Let’s read the College’s news release on Early Decision closely.

Williams College announced acceptance of 216 of the 533 applicants for its Early Decision program. The 216 accepted applicants represent 39 percent of the total number of students projected for the Class of 2014.

216 is 39% of 554. Bad news! Williams should be cutting costs further to get its expenses in line with its revenues. Instead, it is continuing the practice (started with the class of 2013) of having classes that are over 550 instead of the usual target of 538 or so.

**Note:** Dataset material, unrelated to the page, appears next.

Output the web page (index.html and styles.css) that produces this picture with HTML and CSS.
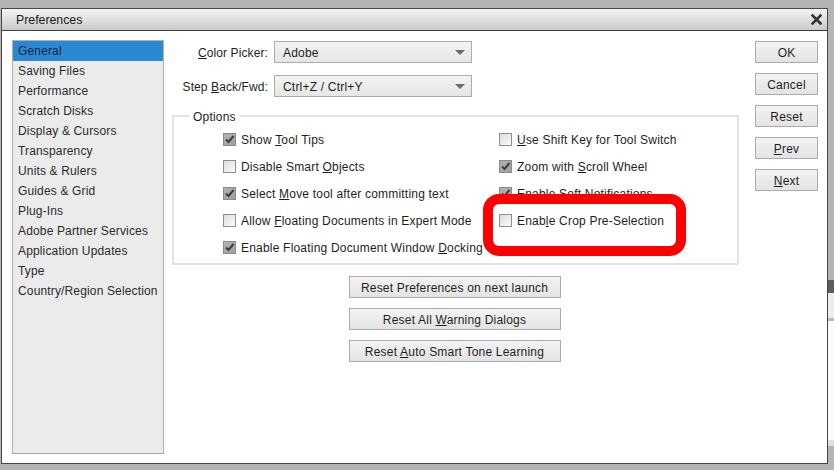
FILE: index.html
```html
<!DOCTYPE html>
<html>
<head>
<meta charset="utf-8">
<link rel="stylesheet" href="styles.css">
</head>
<body>
<div class="screen">
  <div class="dialog">
    <div class="titlebar">
      <span class="title">Preferences</span>
      <svg class="close" width="11" height="11" viewBox="0 0 11 11"><path d="M1.5 1.5 L9.5 9.5 M9.5 1.5 L1.5 9.5" stroke="#333" stroke-width="2.6" stroke-linecap="square"/></svg>
    </div>
    <div class="body">
      <ul class="sidebar">
        <li class="sel">General</li>
        <li>Saving Files</li>
        <li>Performance</li>
        <li>Scratch Disks</li>
        <li>Display &amp; Cursors</li>
        <li>Transparency</li>
        <li>Units &amp; Rulers</li>
        <li>Guides &amp; Grid</li>
        <li>Plug-Ins</li>
        <li>Adobe Partner Services</li>
        <li>Application Updates</li>
        <li>Type</li>
        <li>Country/Region Selection</li>
      </ul>
      <div class="main">
        <div class="fields">
          <span class="flabel"><u>C</u>olor Picker:</span>
          <div class="select"><span>Adobe</span><i class="arrow"></i></div>
          <span class="flabel">Step <u>B</u>ack/Fwd:</span>
          <div class="select"><span>Ctrl+Z / Ctrl+Y</span><i class="arrow"></i></div>
        </div>
        <div class="group">
          <div class="group-title">Options</div>
          <div class="checks">
            <div class="check on"><span class="box"><svg width="11" height="11" viewBox="0 0 11 11"><path d="M2 5.5 L4.5 8 L9.5 2" fill="none" stroke="#3c3c3c" stroke-width="2"/></svg></span><span>Show <u>T</u>ool Tips</span></div>
            <div class="check"><span class="box"></span><span><u>U</u>se Shift Key for Tool Switch</span></div>
            <div class="check"><span class="box"></span><span>Disable Smart <u>O</u>bjects</span></div>
            <div class="check on"><span class="box"><svg width="11" height="11" viewBox="0 0 11 11"><path d="M2 5.5 L4.5 8 L9.5 2" fill="none" stroke="#3c3c3c" stroke-width="2"/></svg></span><span>Zoom with <u>S</u>croll Wheel</span></div>
            <div class="check on"><span class="box"><svg width="11" height="11" viewBox="0 0 11 11"><path d="M2 5.5 L4.5 8 L9.5 2" fill="none" stroke="#3c3c3c" stroke-width="2"/></svg></span><span>Select <u>M</u>ove tool after committing text</span></div>
            <div class="check on"><span class="box"><svg width="11" height="11" viewBox="0 0 11 11"><path d="M2 5.5 L4.5 8 L9.5 2" fill="none" stroke="#3c3c3c" stroke-width="2"/></svg></span><span>Enable Soft Notifications</span></div>
            <div class="check"><span class="box"></span><span>Allow <u>F</u>loating Documents in Expert Mode</span></div>
            <div class="check over"><span class="box"></span><span>Enab<u>l</u>e Crop Pre-Selection</span></div>
            <div class="check on"><span class="box"><svg width="11" height="11" viewBox="0 0 11 11"><path d="M2 5.5 L4.5 8 L9.5 2" fill="none" stroke="#3c3c3c" stroke-width="2"/></svg></span><span>Enable Floating Document Window <u>D</u>ocking</span></div>
          </div>
          <div class="mark"></div>
        </div>
        <div class="resets">
          <div class="btn wide"><span>Reset Preferences on next launch</span></div>
          <div class="btn wide"><span>Reset All <u>W</u>arning Dialogs</span></div>
          <div class="btn wide"><span>Reset <u>A</u>uto Smart Tone Learning</span></div>
        </div>
      </div>
      <div class="side-buttons">
        <div class="btn"><span>OK</span></div>
        <div class="btn"><span>Cancel</span></div>
        <div class="btn"><span>Reset</span></div>
        <div class="btn"><span><u>P</u>rev</span></div>
        <div class="btn"><span><u>N</u>ext</span></div>
      </div>
    </div>
  </div>
  <div class="edge">
    <div class="e-gray1"></div>
    <div class="e-dark"></div>
    <div class="e-light"></div>
    <div class="e-line"></div>
    <div class="e-white"></div>
    <div class="e-band"></div>
  </div>
</div>
</body>
</html>
```

FILE: styles.css
```css
* { box-sizing: border-box; }
html, body {
  margin: 0;
  padding: 0;
  background: #b4b4b4;
  width: 834px;
  height: 470px;
  overflow: hidden;
  font-family: "Liberation Sans", Arial, sans-serif;
  font-size: 12px;
  letter-spacing: 0.2px;
  color: #1e1e1e;
}
u { text-decoration: underline; text-underline-offset: 1px; }

.screen {
  display: flex;
  align-items: flex-start;
  width: 834px;
  height: 470px;
}

.dialog {
  margin-top: 8px;
  margin-left: 1px;
  width: 827px;
  height: 456px;
  border: 1px solid #474747;
  background: #fff;
  display: flex;
  flex-direction: column;
}

.titlebar {
  height: 22px;
  flex: none;
  border-bottom: 1px solid #3e3e3e;
  background: linear-gradient(#f4f4f4, #cacaca);
  display: flex;
  align-items: center;
  justify-content: space-between;
  padding: 1px 5px 0 14px;
}
.title { font-size: 12.3px; letter-spacing: 0; color: #1a1a1a; }
.close { display: block; margin-top: -1px; }

.body {
  flex: 1;
  display: flex;
  align-items: flex-start;
  padding: 9px 0 0 10px;
}

.sidebar {
  list-style: none;
  margin: 0;
  padding: 0;
  width: 152px;
  height: 414px;
  flex: none;
  background: #ebebeb;
  border: 1px solid #b0b0b0;
  border-bottom-color: #a6a6a6;
}
.sidebar li {
  height: 20px;
  line-height: 19px;
  padding-top: 1px;
  padding-left: 5px;
  color: #2a2a2a;
  letter-spacing: 0.15px;
  white-space: nowrap;
}
.sidebar li.sel {
  background: #2b88d5;
  color: #14263a;
}

.main {
  width: 567px;
  margin-left: 8px;
  flex: none;
  display: flex;
  flex-direction: column;
}

.fields {
  display: grid;
  grid-template-columns: 96px 198px;
  column-gap: 6px;
  row-gap: 12px;
  align-items: center;
  margin-top: 1px;
}
.flabel { text-align: right; white-space: nowrap; padding-top: 1px; letter-spacing: 0.1px; }
.select {
  height: 22px;
  border: 1px solid #adadad;
  background: linear-gradient(#f3f3f3, #e6e6e6);
  display: flex;
  align-items: center;
  justify-content: space-between;
  padding: 1px 6px 0 8px;
}
.arrow {
  width: 0;
  height: 0;
  border-left: 5px solid transparent;
  border-right: 5px solid transparent;
  border-top: 5px solid #6b6b6b;
}

.group {
  position: relative;
  margin-top: 18px;
  height: 150px;
  border: 2px solid #e2e2e2;
}
.group-title {
  margin: -9px 0 0 15px;
  padding: 1px 4px 0;
  width: fit-content;
  line-height: 16px;
  background: #fff;
}
.checks {
  display: grid;
  grid-template-columns: 276px auto;
  grid-auto-rows: 27px;
  padding-left: 49px;
  margin-top: 1px;
}
.check {
  display: flex;
  align-items: center;
  gap: 5px;
  white-space: nowrap;
}
.check span:last-child { padding-top: 1px; }
.box {
  width: 13px;
  height: 13px;
  flex: none;
  border: 1px solid #8f8f8f;
  background: linear-gradient(135deg, #dcdcdc, #fbfbfb);
  display: flex;
  align-items: center;
  justify-content: center;
}
.check.on .box {
  border-color: #8a8a8a;
  background: linear-gradient(135deg, #b2b2b2, #a0a0a0);
}
.box svg { display: block; }
.check.over { position: relative; z-index: 2; }

.mark {
  position: absolute;
  left: 309px;
  top: 77px;
  width: 203px;
  height: 62px;
  border: 10px solid #ff0000;
  border-radius: 16px;
  background: #fff;
  z-index: 1;
}

.resets {
  display: flex;
  flex-direction: column;
  align-items: center;
  gap: 10px;
  margin-top: 11px;
  padding-right: 2px;
}

.btn {
  height: 22px;
  border: 1px solid #acacac;
  background: linear-gradient(#f3f3f3, #e3e3e3);
  display: flex;
  align-items: center;
  justify-content: center;
  padding-top: 1px;
  white-space: nowrap;
}
.btn.wide { width: 212px; }

.side-buttons {
  margin-left: 16px;
  margin-top: 1px;
  width: 63px;
  flex: none;
  display: flex;
  flex-direction: column;
  gap: 10px;
}

.edge {
  flex: 1;
  display: flex;
  flex-direction: column;
}
.e-gray1 { height: 280px; background: #b4b4b4; }
.e-dark { height: 13px; background: #5c5c5c; }
.e-light { height: 25px; background: #ececec; }
.e-line { height: 3px; background: #b9b9b9; }
.e-white { height: 119px; background: #fafafa; }
.e-band { height: 6px; background: #dedede; }
```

Fifteen extra students may not seem like much, but that is 15 singles turned into doubles for every year. Do this for two more years, and there will be 60 students in doubles who would have been in singles under the traditional class size.

Nothing creates housing conflict more than doubles. Williams ought to aim for a slogan like: Every room a single. Or at least: Every upperclass room a single. How much worse would your Williams experience have been if you had had an extra year in a double?

The people who run Williams are unwilling to make the hard cuts, so they take the easy way out. They don’t care if students live in doubles, if popular classes are harder to get into, if limited resources like tutorials are stretched further. They just want to keep their Children’s Center and Bolin Fellows.

“Williams is once again well on its way to enrolling one of the strongest entering classes in the country,” Nesbitt said. “We have read and considered their files closely, and we’re excited about the abilities, energy, and commitment they’ll bring to all facets of life on campus.

“Although the total number of applications was down relative to last year,” said Nesbitt, “the quality of the pool was exceptional, and the admitted group was as interesting and talented as any in recent memory.”

Hmmm. I am sure that all this is true, but, in past years, hasn’t the College done more bragging about the quality of the incoming students? Perhaps not. Back in the day, Admissions Director Phil Smith ’54 was famous for telling (truthfully!) each incoming class that they were the smartest, most accomplished class in Williams history. Seniors would then ruefully remark that they must, therefore, be the dumbest class on campus.

Accepted Early Decision students include 108 men and 108 women, with average verbal and math SAT scores of 706 and 705 respectively. Nineteen of the students identified themselves as African American, 16 as Asian American, 11 as Latino, two as Native American, and 11 as non-U.S. citizens.

Recall our debates from fall 2008 about whether the economic crisis would lead to a drop in demand for a Williams education as some families choose cheaper (but still high quality) state schools over Williams. Has there been a decrease in the quality of Early Decision admitted students? From 2002:

The admitted group has average SAT scores of 712 verbal and 700 math, compared with last year’s 709 and 702.

So, the average SAT scores (for accepted Early Decision students) was 1411 for class of 2006, 1412 for class of 2007, 1419 for the class of 2010, 1417 for the class of 2012 and 1411 for class of 2014. Seems fairly stable to me!

[Needless to say, there are a lot of complexities here, the composition of the ED pool may have changed, and so on. But, big picture, there is no good evidence that demand for a Williams education has been affected by the financial crisis and, so, the quality of Williams students has stayed mostly constant.]

Factoid: Dick Nesbitt gives an annual talk at reunion about the college admissions process, with lots of Williams specific details. Highly recommended! He mentioned that 50+ of the College’s 66 athletic tips are admitted Early Decision.

Mystery: I am still confused about how much of an advantage “normal” students have in apply for Early Decision compared to Regular Decision. Does anyone care to speculate? The College claims that there is no advantage, and the similarity between these average SAT scores and those for the class as a whole would tend to support that, especially since 1/4 of the ED students are tips. But, at the same time, The Early Admissions Game argues convincingly that applying early to places like Williams (and I believe that Williams was in their dataset) is worth 100-150 SAT points (on Math/Verbal combined). Thoughts?